For decades the CPM and the CPI, from which it split-off in the 1964, justified their subordination of the working class to the Congress or one or another bourgeois political formation on the basis of the Stalinist-Menshevik two-stage theory of revolution. They argued that it was necessary to support the reputedly progressive wing of the national bourgeoisie in opposing imperialism, first in obtaining independence from Britain and then in developing a national economy and eliminating landlordism, caste oppression and other legacies of colonialism and feudal backwardness. Only when the democratic revolution was completed in alliance with the bourgeoisie, could there be, insisted the Stalinists, any struggle for socialism,

Today under conditions where the Indian bourgeoisie has abandoned any pretense of opposing imperialism, supports India’s full integration in the world capitalist economy and is angling for a strategic partnership with US imperialism, the Stalinists are even more emphatic that the working class must not challenge the political domination of the bourgeoisie.

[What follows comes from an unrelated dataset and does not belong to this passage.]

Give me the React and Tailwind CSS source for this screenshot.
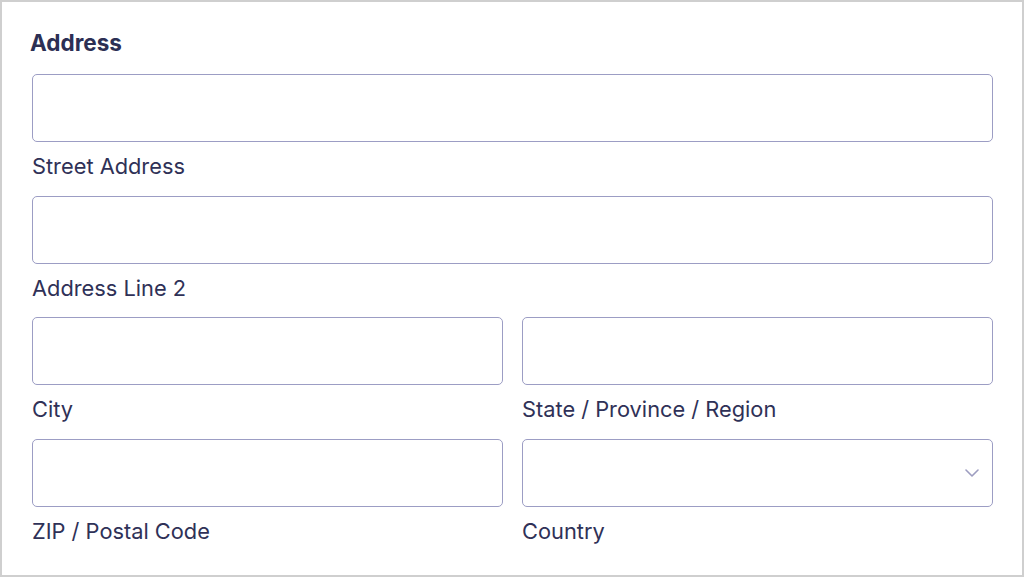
import React from 'react';

// Address block: pairs of field + caption, laid out one or two per row
const ROWS = [
    [{ id: 'street', label: 'Street Address' }],
    [{ id: 'line2', label: 'Address Line 2' }],
    [
        { id: 'city', label: 'City' },
        { id: 'state', label: 'State / Province / Region' },
    ],
    [
        { id: 'zip', label: 'ZIP / Postal Code' },
        { id: 'country', label: 'Country', select: true },
    ],
];

function Chevron() {
    return (
        <svg className="pointer-events-none absolute right-[14px] top-1/2 -translate-y-1/2" width="14" height="8" viewBox="0 0 14 8" fill="none">
            <path d="M1 1l6 6 6-6" stroke="#9d9dc0" strokeWidth="1.6" strokeLinecap="round" strokeLinejoin="round" />
        </svg>
    );
}

function Field({ field }) {
    return (
        <div className="flex flex-col">
            <div className="relative">
                {field.select ? (
                    <select
                        id={field.id}
                        className="block h-[68px] w-full appearance-none rounded-[5px] border border-[#9c9dc4] bg-white px-4 outline-none"
                    >
                        <option value="" />
                    </select>
                ) : (
                    <input
                        id={field.id}
                        type="text"
                        className="block h-[68px] w-full rounded-[5px] border border-[#9c9dc4] bg-white px-4 outline-none"
                    />
                )}
                {field.select && <Chevron />}
            </div>
            <label htmlFor={field.id} className="mt-[10px] text-[21.8px] leading-[28px] text-[#2f3157]">
                {field.label}
            </label>
        </div>
    );
}

export default function App() {
    return (
        <div className="h-[577px] w-[1024px] overflow-hidden border-2 border-[#cfcfcf] bg-white font-['Inter','Liberation_Sans',sans-serif]">
            <div className="pl-[30px] pr-[29px] pt-[27.5px]">
                <h2 className="-ml-[2px] mb-[18.5px] text-[22.5px] font-bold leading-[26px] text-[#2c2f54]">Address</h2>
                <div className="flex flex-col gap-[15.5px]">
                    {ROWS.map((row, idx) => (
                        <div key={idx} className={row.length > 1 ? 'grid grid-cols-2 gap-x-[19px]' : ''}>
                            {row.map(f => (
                                <Field key={f.id} field={f} />
                            ))}
                        </div>
                    ))}
                </div>
            </div>
        </div>
    );
}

The Congress must be supported against the BJP and the working class and peasantry must accept the profit-driven compulsions of capitalism and the gifting of their lands to foreign investors, because capitalist industrialization will provide the “material basis for socialism.”

The CPM is an integral part of the Indian political establishment, having administered the country’s third largest state for the past 30 years, and a vital prop of the Indian bourgeois. A new revolutionary party of the Indian working class must be built based on the Trotskyist program of permanent revolution. In opposition to the bourgeoisie and all it parties, the Indian working class must advance a program of democratic and socialist demands aimed at mobilizing India’s toiling masses in the struggle for a workers’ and peasants’ government and at fusing the struggle of India’s toilers with the international working class’ struggle against imperialism and global capital and for socialism.